Souper Salad features combo meals with the chain's proprietary Walkabouts -- pita breads filled with salad ingredients -- priced at $4.09-$5.29. They come in such variations as Buffalo Chicken, Caesar with Chicken, and Tuna. And like R.J. Grunts, in the winter the chain runs a promotion called Soup For Cents, which bundles a soup with a salad or sandwich priced at whatever the mercury reads.

If you're going to sell a bowl of soup for $11, it had better be a heckuva soup. That's intuitive knowledge for Michael Reidt, executive chef of the hot Miami restaurant Wish. "You've got to add an ingredient that will catch their attention -- like shrimp, lobster, or a specialty mushroom," he says.

Among his creations is Tomato Watermelon Gazpacho ($11), made with chunks of watermelon for "its sweet, fruity flavor" and pineapple juice for "a more delicate acidity" than citrus juice. He also reinvents vichyssoise, enlivening the chilled potato soup with diced fresh avocado and Brazilian-style smoked shrimp.

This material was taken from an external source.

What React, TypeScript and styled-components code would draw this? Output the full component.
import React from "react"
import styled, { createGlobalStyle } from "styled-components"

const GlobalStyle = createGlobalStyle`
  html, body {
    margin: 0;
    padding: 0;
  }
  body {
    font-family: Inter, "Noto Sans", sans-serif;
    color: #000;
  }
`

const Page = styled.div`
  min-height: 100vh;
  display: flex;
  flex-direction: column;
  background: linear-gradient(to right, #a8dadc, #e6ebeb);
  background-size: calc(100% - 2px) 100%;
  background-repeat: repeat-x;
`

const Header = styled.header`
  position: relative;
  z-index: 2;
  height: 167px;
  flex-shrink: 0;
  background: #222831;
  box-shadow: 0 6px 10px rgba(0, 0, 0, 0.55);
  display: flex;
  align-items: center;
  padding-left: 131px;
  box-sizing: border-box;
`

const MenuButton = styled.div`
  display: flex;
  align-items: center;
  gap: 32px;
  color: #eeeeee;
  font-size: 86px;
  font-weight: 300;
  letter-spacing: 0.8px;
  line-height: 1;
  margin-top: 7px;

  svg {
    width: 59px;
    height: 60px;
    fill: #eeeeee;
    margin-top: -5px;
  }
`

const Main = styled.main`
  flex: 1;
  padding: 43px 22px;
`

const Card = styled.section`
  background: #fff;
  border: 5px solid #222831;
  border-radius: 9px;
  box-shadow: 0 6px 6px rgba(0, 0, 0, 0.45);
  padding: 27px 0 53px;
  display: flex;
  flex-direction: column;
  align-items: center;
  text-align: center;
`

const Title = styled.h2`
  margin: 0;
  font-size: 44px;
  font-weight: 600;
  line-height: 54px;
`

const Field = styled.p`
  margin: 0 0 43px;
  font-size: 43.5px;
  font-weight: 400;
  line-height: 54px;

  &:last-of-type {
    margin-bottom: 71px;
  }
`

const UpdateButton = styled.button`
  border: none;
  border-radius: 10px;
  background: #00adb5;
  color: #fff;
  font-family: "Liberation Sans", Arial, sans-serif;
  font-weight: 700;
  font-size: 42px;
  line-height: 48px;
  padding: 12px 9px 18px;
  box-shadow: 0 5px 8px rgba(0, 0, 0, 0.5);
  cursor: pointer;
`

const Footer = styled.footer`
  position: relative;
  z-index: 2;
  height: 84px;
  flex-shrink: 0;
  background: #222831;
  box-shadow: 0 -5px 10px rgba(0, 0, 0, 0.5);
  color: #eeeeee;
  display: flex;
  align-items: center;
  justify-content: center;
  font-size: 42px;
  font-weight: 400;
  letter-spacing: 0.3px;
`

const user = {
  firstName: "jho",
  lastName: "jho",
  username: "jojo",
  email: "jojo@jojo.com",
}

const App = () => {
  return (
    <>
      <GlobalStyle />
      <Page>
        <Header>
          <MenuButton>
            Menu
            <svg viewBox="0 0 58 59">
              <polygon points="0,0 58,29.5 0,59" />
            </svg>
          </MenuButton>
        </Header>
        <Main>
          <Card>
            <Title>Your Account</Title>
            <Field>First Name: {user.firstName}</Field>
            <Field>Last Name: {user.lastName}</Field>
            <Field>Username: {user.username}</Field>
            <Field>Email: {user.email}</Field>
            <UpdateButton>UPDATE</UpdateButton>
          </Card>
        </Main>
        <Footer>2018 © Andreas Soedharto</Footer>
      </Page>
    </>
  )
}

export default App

Reidt is also known for whipping up combo plates with soup and a companion item. For instance, his mushroom soup and potato salad pairs a shot glass of wild mushroom soup, made from black trumpets and chanterelles, with a potato salad made from cubed potatoes -- half of them poached and half deep-fried -- shaped in a ring mold and presented on a large oval plate.

His kabocha squash soup and scallop tartare combo mates a coffee cup of kabocha puree alongside a fresh oyster on the half-shell topped with raw scallop, creme fraiche, and osetra caviar.

For parties of 100-200 people, Reidt likes to set up a soup bar serving blended-to-order soups in shot glasses. "It's cool, Miami being such a club town," he says. The setup is simple: several pots of vegetable purees and vegetable broth over portable burners. "People pick a flavor, we toss a ladle of puree and broth into a bar blender and buzz it up, and there it is -- soup to-order."